I thought about going with a football movie, here. After all, it is by far the most popular sport in the country. However, went Cap went under baseball held that spot. Therefore it's a reasonable assumption to say he's more of a baseball guy. I imagine most of you have no problem with that logic. On the other hand, you're probably wondering why not Major League? Bull Durham? Field of Dreams? Any of the other classic baseball flicks? The answer is I'm trying to dig a little deeper. This movie doesn't merely romanticize the sport or deliver a ton of laughs. Sugar chronicles the journey of a young man from his native Dominican Republic to the heartland of America on his quest to make it to the big leagues. Obviously we touch upon Latino immigration, though as a fish out of water tale, not from a political standpoint. We get a hint at how prevalent Hispanic players are in baseball, these days. Finally, we also deal with the less glamorous side of sports where most athletes exist.

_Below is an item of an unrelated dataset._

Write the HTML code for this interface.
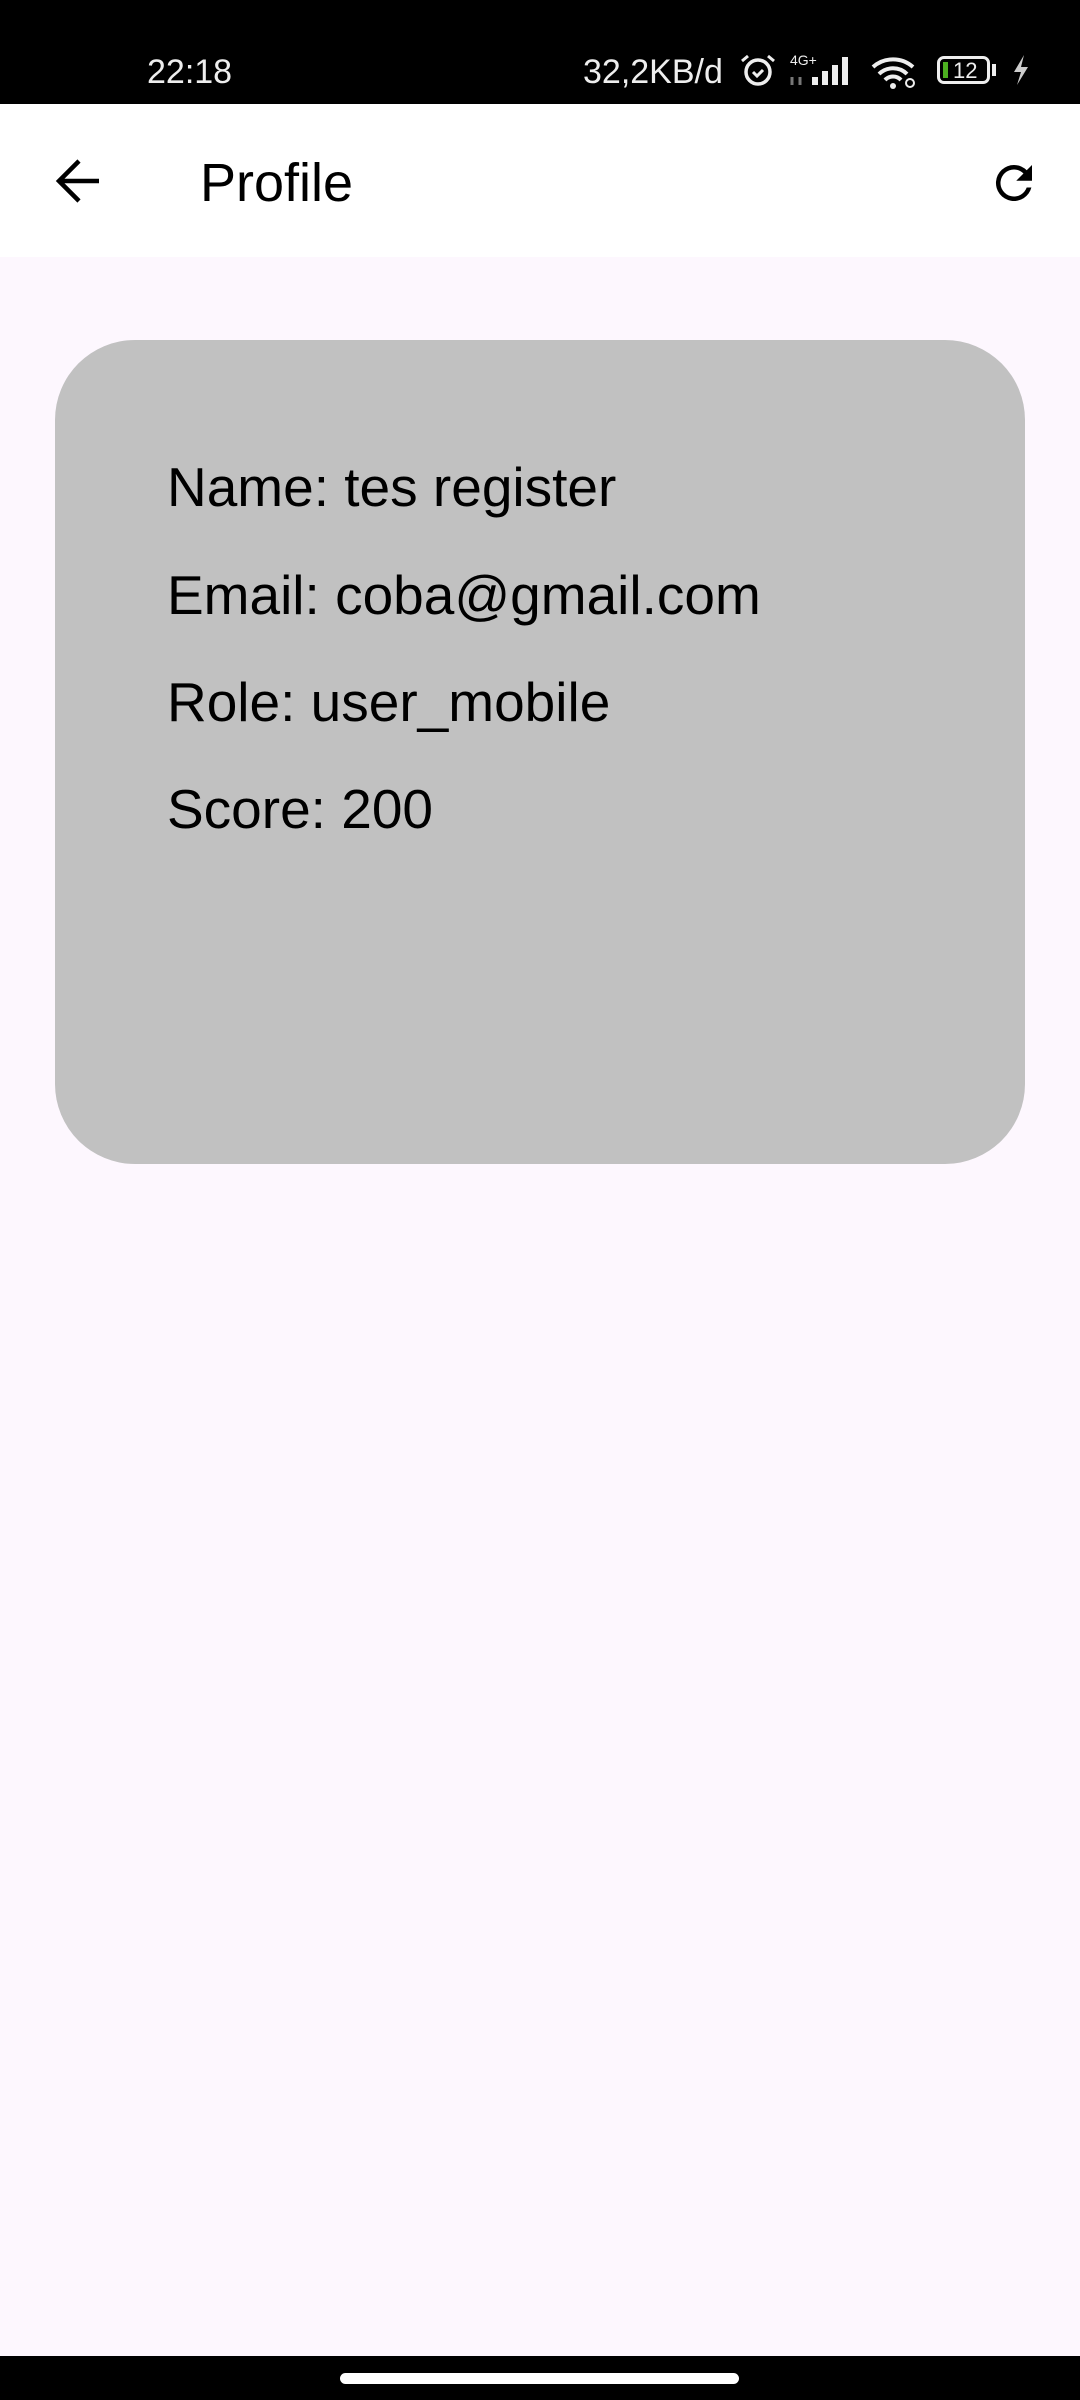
<!DOCTYPE html>
<html><head><meta charset="utf-8"><style>
*{margin:0;padding:0;box-sizing:border-box}
body{width:1080px;height:2400px;background:#fdf7fe;font-family:"Liberation Sans",sans-serif;position:relative;overflow:hidden}
.sb{position:absolute;left:0;top:0;width:1080px;height:104px;background:#000;color:#eee}
.t{position:absolute;font-size:34px;line-height:1;white-space:nowrap}
.ab{position:absolute;left:0;top:104px;width:1080px;height:153px;background:#fff}
.card{position:absolute;left:55px;top:340px;width:970px;height:824px;background:#c1c1c1;border-radius:80px}
.l{position:absolute;left:167px;font-size:55px;color:#000;line-height:1;white-space:nowrap}
.nav{position:absolute;left:0;top:2356px;width:1080px;height:44px;background:#000}
.pill{position:absolute;left:340px;top:2373px;width:399px;height:11px;background:#fff;border-radius:6px}
</style></head><body>
<div class="sb">
<div class="t" style="left:147px;top:55px">22:18</div>
<div class="t" style="left:583px;top:55px">32,2KB/d</div>
<svg style="position:absolute;left:738px;top:52px" width="40" height="36" viewBox="0 0 40 36"><circle cx="20" cy="20" r="12" fill="none" stroke="#eee" stroke-width="3.5"/><path d="M15 20l4 4 6-6" fill="none" stroke="#eee" stroke-width="3"/><path d="M4 9l6-5M36 9l-6-5" stroke="#eee" stroke-width="3"/></svg>
<div class="t" style="left:790px;top:53px;font-size:14px">4G+</div>
<svg style="position:absolute;left:790px;top:55px" width="70" height="32" viewBox="0 0 70 32"><rect x="22" y="22" width="6" height="8" fill="#eee"/><rect x="32" y="16" width="6" height="14" fill="#eee"/><rect x="42" y="10" width="6" height="20" fill="#eee"/><rect x="52" y="2" width="6" height="28" fill="#eee"/><path d="M2 30v-8M10 30v-8" stroke="#777" stroke-width="3"/></svg>
<svg style="position:absolute;left:870px;top:55px" width="50" height="34" viewBox="0 0 50 34"><path d="M3 12a30 30 0 0 1 40 0M9 19a20 20 0 0 1 28 0M15 25a11 11 0 0 1 16 0" fill="none" stroke="#eee" stroke-width="4"/><circle cx="23" cy="31" r="3" fill="#eee"/><circle cx="40" cy="28" r="4" fill="none" stroke="#eee" stroke-width="2"/></svg>
<div style="position:absolute;left:937px;top:56px;width:53px;height:28px;border:3px solid #eee;border-radius:7px"></div>
<div style="position:absolute;left:943px;top:62px;width:5px;height:16px;background:#4caf20"></div>
<div class="t" style="left:953px;top:60px;font-size:22px">12</div>
<div style="position:absolute;left:992px;top:64px;width:4px;height:12px;background:#eee"></div>
<svg style="position:absolute;left:1010px;top:55px" width="22" height="30" viewBox="0 0 22 30"><path d="M14 0L4 17h7L7 30 18 12h-7z" fill="#ccc"/></svg>
</div>
<div class="ab">
<svg style="position:absolute;left:55px;top:55px" width="44" height="44" viewBox="0 0 44 44"><path d="M44 22H4M24 2L4 22l20 20" fill="none" stroke="#000" stroke-width="4.5"/></svg>
<div class="t" style="left:200px;top:52px;font-size:54px;color:#000">Profile</div>
<svg style="position:absolute;left:987px;top:52px" width="54" height="54" viewBox="0 0 24 24"><path d="M17.65 6.35A7.96 7.96 0 0 0 12 4a8 8 0 1 0 7.73 10h-2.08A6 6 0 1 1 12 6c1.66 0 3.14.69 4.22 1.78L13 11h7V4z" fill="#000"/></svg>
</div>
<div class="card"></div>
<div class="l" style="top:460px">Name: tes register</div>
<div class="l" style="top:568px">Email: coba@gmail.com</div>
<div class="l" style="top:675px">Role: user_mobile</div>
<div class="l" style="top:782px">Score: 200</div>
<div class="nav"></div><div class="pill"></div>
</body></html>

Unfortunately, gangs are also a prominent part of our landscape. Their presence is evident in urban murder rates all across the land. They have been with us for over a century in some form or another. However, the current makeup of gang culture as largely a two party system with lots of tiny affiliates had its start in Los Angeles in the 70s. Their activities escalated with the onset of the crack era and spread across the country in an easterly fashion. Colors gets Cap in on ((virtually) the ground floor and exposes him to a troubling facet of inner-city life.